Sie sitzen gerade ? Spüren Sie doch einmal fein hin, spüren Sie die Anspannung im Gesäß und Rücken ? Die (Ab)grenzung zwischen dem, was Sie für Ihr Sitzfleisch halten und dem Stuhl halten. Berühren Sie doch mal mit den Fingerspitzen etwas so dezent, so leicht, dass keine Kontraktion entsteht. Ich z.B. kann dann zwischen dem Berührten und dem Berührenden nicht mehr so gut unterscheiden.
Was möchte ich damit andeuten ? Es geht um die Art (im Sinne von Kunst) von Entspanntheit, mit der ein Tai Chi-Meister jemand nur leicht berührend besiegt. Eine Erklärung für Phänomene wie Levitation und Feuerlaufen.
Übertragen Sie dieses Phänomen doch mal auf den Bereich von Kommunikation und Beratung. Meine Phantasie ist, das dann fast so was wie mediale Fähigkeiten entstünden. Kennen Sie das: … es klingelt am Telefon und Sie wissen schon, wer genau dran ist. Zwillinge ( zwischen denen nicht so viele Grenzen gibt) spüren oft, wenn es dem anderen nicht so gut geht und vieles andere mehr.

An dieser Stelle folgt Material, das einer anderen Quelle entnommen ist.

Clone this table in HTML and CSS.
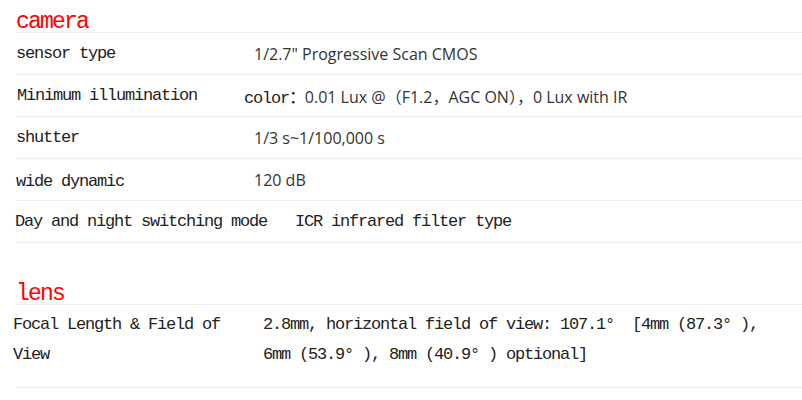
FILE: index.html
```html
<!DOCTYPE html>
<html lang="en">
<head>
    <meta charset="UTF-8">
    <meta name="viewport" content="width=device-width, initial-scale=1.0">
    <title>Camera Specifications</title>
    <link rel="stylesheet" href="styles.css">
</head>
<body>
    <div class="spec-page">
        <div class="spec-section">
            <div class="section-title">camera</div>
            <div class="spec-row">
                <div class="spec-label">sensor type</div>
                <div class="spec-value">1/2.7" Progressive Scan CMOS</div>
            </div>
            <div class="spec-row">
                <div class="spec-label spec-label-narrow">Minimum illumination</div>
                <div class="spec-value"><span class="mono">color：</span>0.01 Lux @（F1.2，AGC ON），0 Lux with IR</div>
            </div>
            <div class="spec-row">
                <div class="spec-label">shutter</div>
                <div class="spec-value">1/3 s~1/100,000 s</div>
            </div>
            <div class="spec-row">
                <div class="spec-label spec-label-low">wide dynamic</div>
                <div class="spec-value">120 dB</div>
            </div>
            <div class="spec-row">
                <div class="spec-label spec-label-wide">Day and night switching mode</div>
                <div class="spec-value mono">ICR infrared filter type</div>
            </div>
        </div>

        <div class="spec-section lens-section">
            <div class="section-title">lens</div>
            <div class="spec-row spec-row-tall">
                <div class="spec-label spec-label-lens">Focal Length &amp; Field of View</div>
                <div class="spec-value spec-value-lens mono">2.8mm, horizontal field of view: 107.1°&nbsp; [4mm (87.3° ), 6mm (53.9° ), 8mm (40.9° ) optional]</div>
            </div>
        </div>
    </div>
</body>
</html>
```

FILE: styles.css
```css
* {
    margin: 0;
    padding: 0;
    box-sizing: border-box;
}

body {
    background: #fff;
    color: #333;
}

.spec-page {
    padding-left: 16px;
}

.section-title {
    height: 33px;
    padding-top: 12px;
    line-height: 20px;
    border-bottom: 1px solid #eee;
    color: #f00;
    font-family: 'Liberation Mono', monospace;
    font-size: 23px;
    letter-spacing: -1.8px;
}

.lens-section {
    margin-top: 29px;
}

.spec-row {
    display: flex;
    align-items: center;
    height: 42px;
    border-bottom: 1px solid #eee;
}

.spec-label {
    flex: none;
    width: 238px;
    font-family: 'Liberation Mono', monospace;
    font-size: 17px;
    letter-spacing: -1.2px;
    color: #222;
}

.spec-label-narrow {
    width: 227px;
    margin-left: 1px;
}

.spec-label-low {
    padding-top: 4px;
}

.spec-label-wide {
    width: 280px;
    margin-left: -1px;
}

.spec-value {
    font-family: 'Open Sans', 'Noto Sans CJK SC', sans-serif;
    font-size: 16px;
    color: #333;
}

/* SimSun-like text inside values */
.spec-value.mono,
.spec-value .mono {
    font-family: 'Liberation Mono', 'Noto Sans CJK SC', monospace;
    font-size: 17px;
    letter-spacing: -1.2px;
    color: #222;
}

/* two-line lens row */
.spec-row-tall {
    height: 83px;
    align-items: flex-start;
    padding: 5px 0 17px;
}

.spec-label-lens {
    width: 250px;
    margin-left: -3px;
    line-height: 30px;
}

.spec-value-lens {
    width: 510px;
    line-height: 30px;
}
```
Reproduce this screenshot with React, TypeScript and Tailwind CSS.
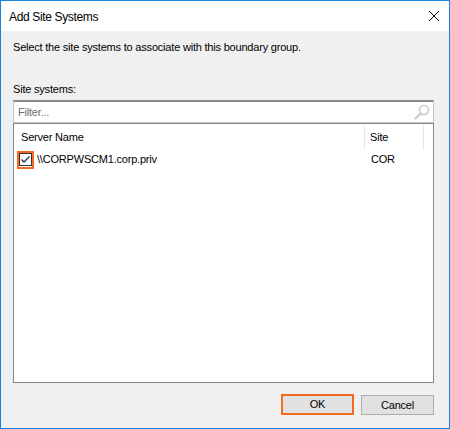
import React from 'react';

const ui = { fontFamily: '"Liberation Sans", Arial, sans-serif' };

const SearchGlyph = () => (
  <svg width="16" height="16" viewBox="0 0 16 16" className="shrink-0">
    <circle cx="10" cy="6" r="4.5" fill="none" stroke="#c8c8c8" strokeWidth="1.5" />
    <line x1="6.7" y1="9.3" x2="1.5" y2="14.5" stroke="#c8c8c8" strokeWidth="2" strokeLinecap="round" />
  </svg>
);

const CloseGlyph = () => (
  <svg width="12" height="12" viewBox="0 0 12 12">
    <path d="M1 1 L11 11 M11 1 L1 11" stroke="#000" strokeWidth="1" fill="none" />
  </svg>
);

export default function App() {
  return (
    <div
      style={ui}
      className="w-[450px] h-[429px] border border-[#1883d7] bg-[#f0f0f0] flex flex-col text-[11px] tracking-[-0.2px] text-black"
    >
      {/* title bar */}
      <div className="h-[30px] bg-white flex items-center justify-between pl-[8px] pr-[9px]">
        <span className="text-[12px] tracking-[-0.35px] leading-none pt-[1px]">Add Site Systems</span>
        <CloseGlyph />
      </div>

      <div className="flex-1 flex flex-col pl-[12px] pr-[15px]">
        <p className="mt-[10px] leading-[13px]">Select the site systems to associate with this boundary group.</p>

        <p className="mt-[29px] leading-[13px]">Site systems:</p>

        {/* filter */}
        <div className="mt-[4px] h-[23px] bg-white border border-[#c4c4c4] border-t-[#8c8c8c] border-t-2 flex items-center pl-[4px] pr-[3px]">
          <span className="flex-1 text-[#6d6d6d]">Filter...</span>
          <SearchGlyph />
        </div>

        {/* list */}
        <div className="h-[260px] bg-white border border-[#828790] flex flex-col">
          <div className="h-[25px] mt-[1px] flex items-stretch">
            <div className="w-[351px] pl-[7px] flex items-center border-r border-[#e5e5e5]">Server Name</div>
            <div className="w-[59px] pl-[5px] flex items-center border-r border-[#e5e5e5]">Site</div>
          </div>
          <div className="h-[19px] flex items-center">
            <div className="ml-[3px] w-[17px] h-[18px] border-2 border-[#f26b21] flex items-center justify-center">
              <div className="w-[13px] h-[13px] border border-[#333] bg-white flex items-center justify-center">
                <svg width="11" height="11" viewBox="0 0 11 11">
                  <path d="M1.5 5.5 L4 8 L9.5 2.5" stroke="#333" strokeWidth="1.4" fill="none" />
                </svg>
              </div>
            </div>
            <span className="w-[334px] pl-[3px]">\\CORPWSCM1.corp.priv</span>
            <span className="pl-[3px]">COR</span>
          </div>
        </div>

        {/* buttons */}
        <div className="mt-[11px] flex justify-end gap-[7px]">
          <div className="w-[73px] h-[21px] border-2 border-[#f26b21] bg-[#e1e1e1] flex items-center justify-center">
            OK
          </div>
          <div className="w-[73px] h-[20px] mt-[1px] border border-[#adadad] bg-[#e1e1e1] flex items-center justify-center">
            Cancel
          </div>
        </div>
      </div>
    </div>
  );
}
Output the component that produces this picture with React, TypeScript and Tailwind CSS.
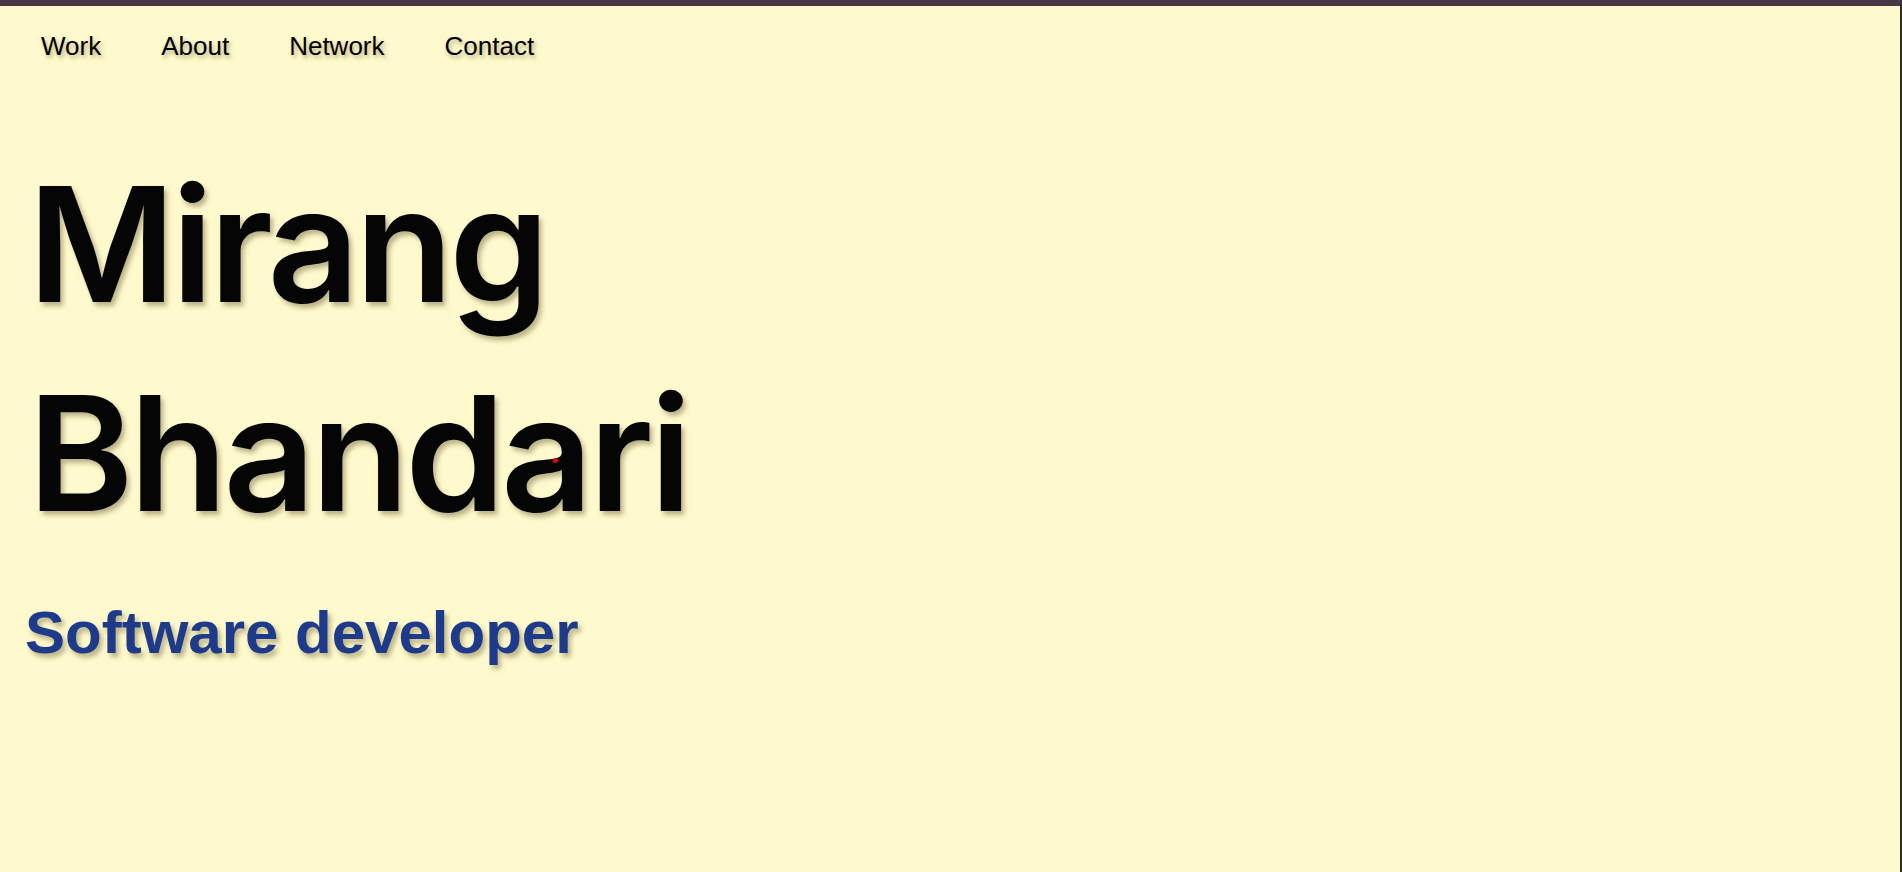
import React from 'react';

const navItems = ['Work', 'About', 'Network', 'Contact'];

const App: React.FC = () => {
  return (
    <div className="min-h-[872px] bg-[#fffacd] border-t-[6px] border-t-[#483747] border-r-2 border-r-[#2e2a2a] font-['Liberation_Sans',sans-serif]">
      {/* Nav */}
      <nav className="flex pl-[11px] pt-[21px]">
        {navItems.map((item) => (
          <a
            key={item}
            href="#"
            className="px-[30px] text-[26px] text-black [text-shadow:2px_3px_4px_rgba(90,80,40,0.45)]"
          >
            {item}
          </a>
        ))}
      </nav>

      {/* Hero */}
      <main className="pl-[25px]">
        <h1 className="relative ml-[3px] mt-[74px] font-['Inter',sans-serif] text-[160px] font-semibold leading-[209px] tracking-[-4px] text-[#050505] [text-shadow:3px_4px_5px_rgba(80,70,30,0.4)]">
          Mirang
          <br />
          Bhandari
          <span className="absolute left-[525px] top-[318px] h-[5px] w-[5px] rounded-full bg-red-600" />
        </h1>
        <h2 className="mt-[45px] text-6xl font-bold text-[#1e3a8a] [text-shadow:3px_4px_5px_rgba(80,70,30,0.4)]">
          Software developer
        </h2>
      </main>
    </div>
  );
};

export default App;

Ich nenne das direktes Gewahrsein und es erklärt für mich manches. Und ich meine, es beinhaltet eine großartige Chance. Wenn wir so entspannt und gewahr miteinander in Kontakt sein könnten – dann entsteht etwas, das etwas bewirkt, ohne das wir etwas absichtlich etwas tun. Im Tao nennt man das Nicht-Tun. Nicht der Aikidomeister wirft den Angreifer … es wirft ihn oder anders der Angreifer wirft sich selbst. Es entsteht ein Kontakt ( das Wort bedeutet übrigens berührt werden und berührt werden – gleichzeitig) auf Bewusstseinsebene, lange bevor etwas ( z.B. Aggression) in Gedanken, Worte und Handlungen fließen. Ich habe mal einen Film über zwei Kendo-Meister gesehen, die sich minutenlang unbewegt gegenüberstanden. Ein jeder wartete ( so der Kommentator) auf die Lücke im Bewusstsein des anderen, in die dann das Schwert hineinfallen würde.
Auf dieser Begegnungsebene , dieser Dimension des Seins entsteht ein ganz anderer Lebensstrom. Das KI ( auch Prana, Chi, Vitalkraft genannt ) fließt. Kontakt findet kernorientiert und dadurch befriedigender statt. Wir entwickeln die Einheit von Körper und Geist und erreichen nach Ken Wilber die Ebene des Zentauren. Wir erleben dann die Fülle des Menschseins und sind bereit für den nächsten Lernschritt in Richtung Wachstum.